--- start ---
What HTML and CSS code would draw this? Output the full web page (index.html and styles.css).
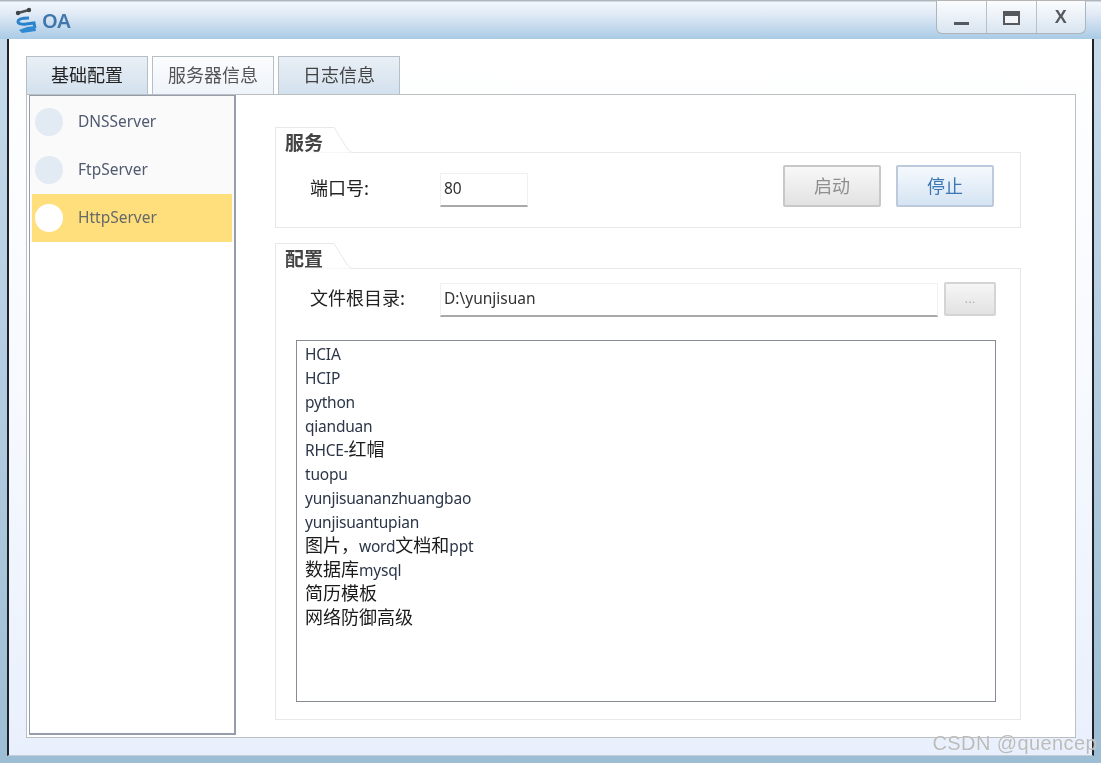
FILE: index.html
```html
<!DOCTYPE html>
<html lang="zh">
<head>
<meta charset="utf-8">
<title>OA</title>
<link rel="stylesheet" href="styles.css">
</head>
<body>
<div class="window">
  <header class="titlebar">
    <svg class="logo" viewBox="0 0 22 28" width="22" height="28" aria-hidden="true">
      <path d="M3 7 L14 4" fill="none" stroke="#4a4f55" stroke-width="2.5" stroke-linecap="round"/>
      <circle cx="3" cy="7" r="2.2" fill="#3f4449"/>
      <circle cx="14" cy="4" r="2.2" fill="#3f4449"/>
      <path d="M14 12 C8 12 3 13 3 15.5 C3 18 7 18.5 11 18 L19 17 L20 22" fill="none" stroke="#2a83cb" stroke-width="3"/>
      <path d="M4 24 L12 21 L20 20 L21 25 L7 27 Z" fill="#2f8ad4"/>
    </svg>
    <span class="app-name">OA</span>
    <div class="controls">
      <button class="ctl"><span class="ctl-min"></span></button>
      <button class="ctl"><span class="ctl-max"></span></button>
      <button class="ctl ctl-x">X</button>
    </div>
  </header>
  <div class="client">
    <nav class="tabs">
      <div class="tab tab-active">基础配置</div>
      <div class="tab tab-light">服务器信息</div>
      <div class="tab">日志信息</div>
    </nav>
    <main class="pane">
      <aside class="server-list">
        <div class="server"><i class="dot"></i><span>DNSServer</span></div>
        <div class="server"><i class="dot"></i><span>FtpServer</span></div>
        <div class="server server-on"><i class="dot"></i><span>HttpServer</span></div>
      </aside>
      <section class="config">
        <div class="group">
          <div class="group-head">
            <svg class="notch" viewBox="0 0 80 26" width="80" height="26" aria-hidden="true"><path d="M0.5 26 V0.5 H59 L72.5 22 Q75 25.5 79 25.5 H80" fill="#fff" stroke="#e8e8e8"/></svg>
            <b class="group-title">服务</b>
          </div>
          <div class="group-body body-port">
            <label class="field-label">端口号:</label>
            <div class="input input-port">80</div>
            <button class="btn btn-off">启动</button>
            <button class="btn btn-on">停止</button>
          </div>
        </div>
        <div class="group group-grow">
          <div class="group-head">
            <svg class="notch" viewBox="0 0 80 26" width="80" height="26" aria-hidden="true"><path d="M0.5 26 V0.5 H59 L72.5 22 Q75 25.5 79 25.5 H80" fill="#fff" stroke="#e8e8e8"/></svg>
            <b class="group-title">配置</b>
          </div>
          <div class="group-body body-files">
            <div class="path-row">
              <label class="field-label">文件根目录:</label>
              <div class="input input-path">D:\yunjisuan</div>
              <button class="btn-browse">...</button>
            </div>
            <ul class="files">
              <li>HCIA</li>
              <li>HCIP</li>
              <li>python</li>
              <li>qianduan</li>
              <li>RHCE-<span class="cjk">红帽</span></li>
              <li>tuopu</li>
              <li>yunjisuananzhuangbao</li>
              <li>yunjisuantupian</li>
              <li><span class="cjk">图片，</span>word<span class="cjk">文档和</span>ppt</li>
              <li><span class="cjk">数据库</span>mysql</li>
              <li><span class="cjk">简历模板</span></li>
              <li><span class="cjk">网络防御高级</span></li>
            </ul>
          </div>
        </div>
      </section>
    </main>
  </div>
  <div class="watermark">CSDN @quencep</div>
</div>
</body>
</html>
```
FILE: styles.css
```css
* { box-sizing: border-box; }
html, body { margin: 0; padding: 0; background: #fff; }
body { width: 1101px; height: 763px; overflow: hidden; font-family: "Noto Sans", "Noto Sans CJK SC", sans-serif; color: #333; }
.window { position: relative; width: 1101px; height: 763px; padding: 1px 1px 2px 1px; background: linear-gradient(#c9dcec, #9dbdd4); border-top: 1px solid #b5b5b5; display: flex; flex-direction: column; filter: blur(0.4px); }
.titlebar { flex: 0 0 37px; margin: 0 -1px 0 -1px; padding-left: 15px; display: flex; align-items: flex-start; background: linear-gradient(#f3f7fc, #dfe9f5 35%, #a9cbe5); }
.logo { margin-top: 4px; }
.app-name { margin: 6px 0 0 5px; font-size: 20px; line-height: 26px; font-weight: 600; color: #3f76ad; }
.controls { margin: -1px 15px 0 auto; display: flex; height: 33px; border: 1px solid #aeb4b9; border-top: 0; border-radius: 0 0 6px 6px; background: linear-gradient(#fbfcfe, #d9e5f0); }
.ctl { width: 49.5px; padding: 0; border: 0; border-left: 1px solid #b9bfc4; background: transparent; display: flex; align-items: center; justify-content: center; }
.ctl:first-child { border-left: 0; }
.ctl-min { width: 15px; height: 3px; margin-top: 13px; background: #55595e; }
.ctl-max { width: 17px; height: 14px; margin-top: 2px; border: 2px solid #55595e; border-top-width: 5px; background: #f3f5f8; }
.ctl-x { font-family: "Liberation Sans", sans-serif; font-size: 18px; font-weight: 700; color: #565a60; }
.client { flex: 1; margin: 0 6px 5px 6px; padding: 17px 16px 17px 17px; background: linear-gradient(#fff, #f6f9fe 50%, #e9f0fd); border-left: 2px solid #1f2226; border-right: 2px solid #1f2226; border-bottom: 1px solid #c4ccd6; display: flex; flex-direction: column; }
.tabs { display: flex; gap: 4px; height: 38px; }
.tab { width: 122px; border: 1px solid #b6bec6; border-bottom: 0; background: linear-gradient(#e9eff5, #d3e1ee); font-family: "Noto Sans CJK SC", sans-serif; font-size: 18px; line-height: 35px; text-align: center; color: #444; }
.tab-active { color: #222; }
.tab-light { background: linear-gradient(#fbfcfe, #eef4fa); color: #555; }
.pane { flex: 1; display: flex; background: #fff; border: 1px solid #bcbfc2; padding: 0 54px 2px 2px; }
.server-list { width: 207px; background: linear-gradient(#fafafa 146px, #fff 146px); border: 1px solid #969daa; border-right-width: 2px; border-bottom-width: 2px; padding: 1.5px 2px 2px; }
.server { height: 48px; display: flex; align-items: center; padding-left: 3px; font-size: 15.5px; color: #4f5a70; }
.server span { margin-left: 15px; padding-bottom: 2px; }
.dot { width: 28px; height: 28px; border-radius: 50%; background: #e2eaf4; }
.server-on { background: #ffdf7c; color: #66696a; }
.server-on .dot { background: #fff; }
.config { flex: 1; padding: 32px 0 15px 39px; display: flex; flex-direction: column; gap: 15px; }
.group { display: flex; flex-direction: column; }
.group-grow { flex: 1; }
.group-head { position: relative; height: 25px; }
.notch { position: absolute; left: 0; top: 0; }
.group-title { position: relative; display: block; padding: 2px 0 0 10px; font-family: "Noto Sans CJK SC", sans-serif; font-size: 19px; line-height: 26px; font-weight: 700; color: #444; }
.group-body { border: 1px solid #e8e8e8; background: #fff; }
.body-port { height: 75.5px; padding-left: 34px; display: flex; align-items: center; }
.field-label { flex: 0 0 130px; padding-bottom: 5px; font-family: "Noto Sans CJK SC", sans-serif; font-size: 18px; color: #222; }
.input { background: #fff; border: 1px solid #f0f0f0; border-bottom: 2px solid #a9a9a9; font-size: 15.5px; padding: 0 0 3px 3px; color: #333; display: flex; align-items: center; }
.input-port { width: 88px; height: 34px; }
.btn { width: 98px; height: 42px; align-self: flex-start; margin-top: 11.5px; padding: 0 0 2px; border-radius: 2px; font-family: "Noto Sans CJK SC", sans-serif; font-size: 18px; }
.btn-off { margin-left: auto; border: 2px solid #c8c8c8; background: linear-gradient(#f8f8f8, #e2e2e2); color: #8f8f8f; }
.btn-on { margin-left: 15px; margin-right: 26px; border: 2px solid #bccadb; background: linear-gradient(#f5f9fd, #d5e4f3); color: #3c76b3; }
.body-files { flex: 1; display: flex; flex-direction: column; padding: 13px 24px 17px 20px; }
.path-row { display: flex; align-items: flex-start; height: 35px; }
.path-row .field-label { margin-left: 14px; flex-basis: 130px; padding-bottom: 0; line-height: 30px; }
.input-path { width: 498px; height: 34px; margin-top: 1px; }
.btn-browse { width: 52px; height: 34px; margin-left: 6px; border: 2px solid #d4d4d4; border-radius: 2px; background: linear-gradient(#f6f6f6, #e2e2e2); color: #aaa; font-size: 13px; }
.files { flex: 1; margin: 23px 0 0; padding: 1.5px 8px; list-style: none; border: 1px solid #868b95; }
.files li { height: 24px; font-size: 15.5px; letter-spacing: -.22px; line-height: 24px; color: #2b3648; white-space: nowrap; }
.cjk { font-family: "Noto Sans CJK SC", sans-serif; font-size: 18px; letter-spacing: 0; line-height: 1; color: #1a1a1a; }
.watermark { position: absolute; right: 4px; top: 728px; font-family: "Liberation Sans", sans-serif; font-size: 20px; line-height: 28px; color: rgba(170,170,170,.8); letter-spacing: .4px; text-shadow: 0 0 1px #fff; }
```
--- end ---
**GIVEN EXERCISE:** List the lines of the material in which the word "styles" occurs.

**TASK ANSWER:**
What HTML and CSS code would draw this? Output the full web page (index.html and styles.css).
<link rel="stylesheet" href="styles.css">
FILE: styles.css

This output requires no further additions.